Some media outlets do not even disclose to the public the warnings they receive from Roskomnadzor. They comply with them quietly—and then rejoin the opposition! Indeed Roskomnadzor itself does not publish all of its warnings on its official website. And so the opposition-minded press and the authorities strengthen their cooperation.

So what has become of freedom of speech in Russia? It is being defended only by those few who refuse to recognize state censorship and ignore Roskomnadzor’s warnings. There is indeed risk involved in resistance. There is indeed a threat of being closed down. But that is the price of freedom of speech. Those who really need free speech pay for it. Those who only pay lip service to free speech comply with the demands of the censors.

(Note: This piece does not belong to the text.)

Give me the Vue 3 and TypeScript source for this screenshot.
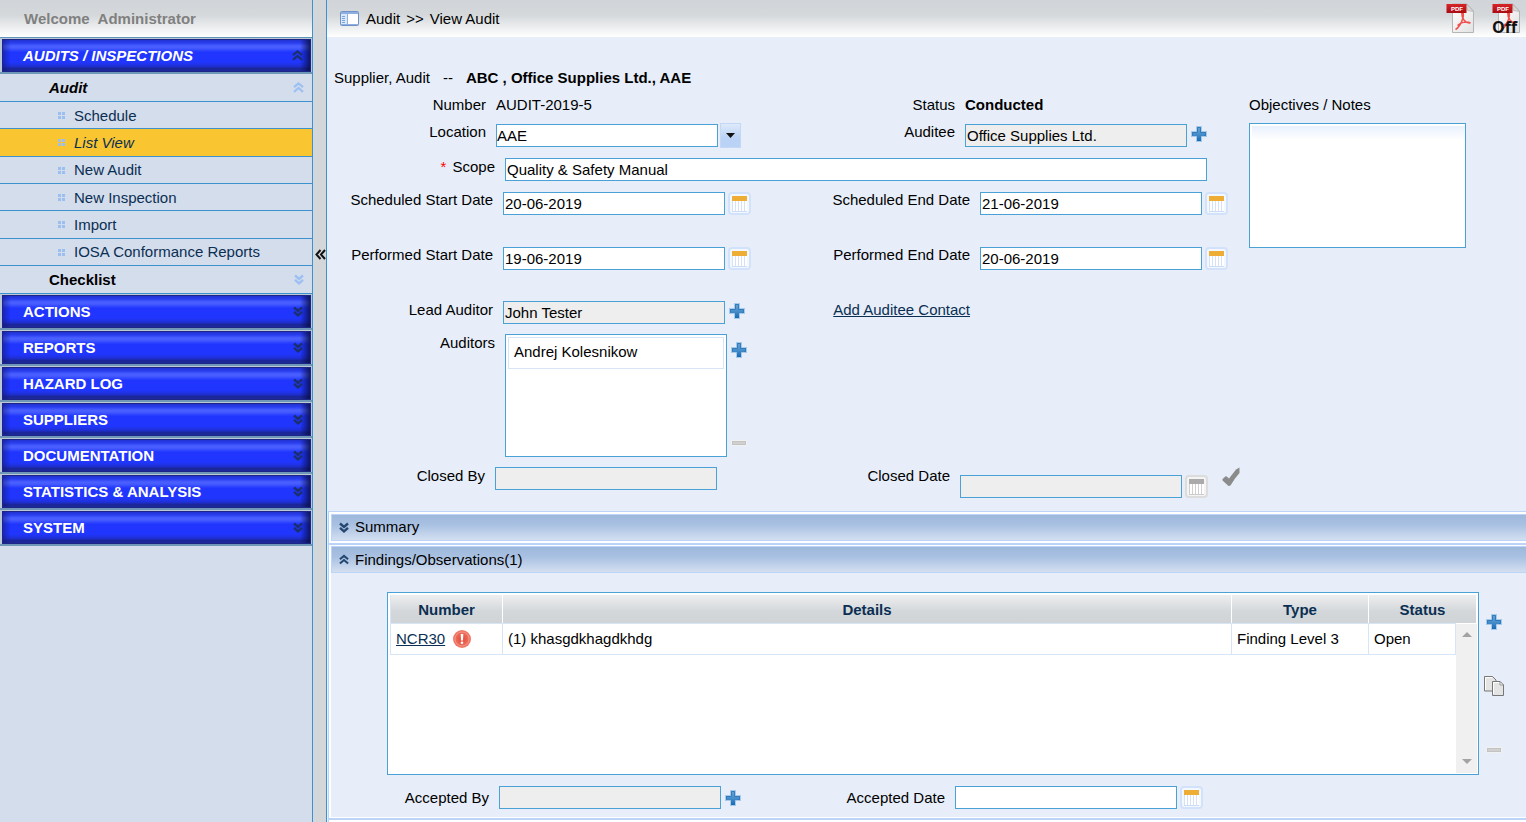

What do those individuals who resist censorship risk today? They do not risk their lives, as they did in Stalin’s time. They do not risk their personal freedom, as in Brezhnev’s time. They do not even risk their wellbeing; not one of them will go hungry. But in order to defend freedom, one must first value it. One must be prepared to pay for it—not merely expect it to fall into one’s lap like a gift from above. And this constitutes a big problem for most Russian journalists.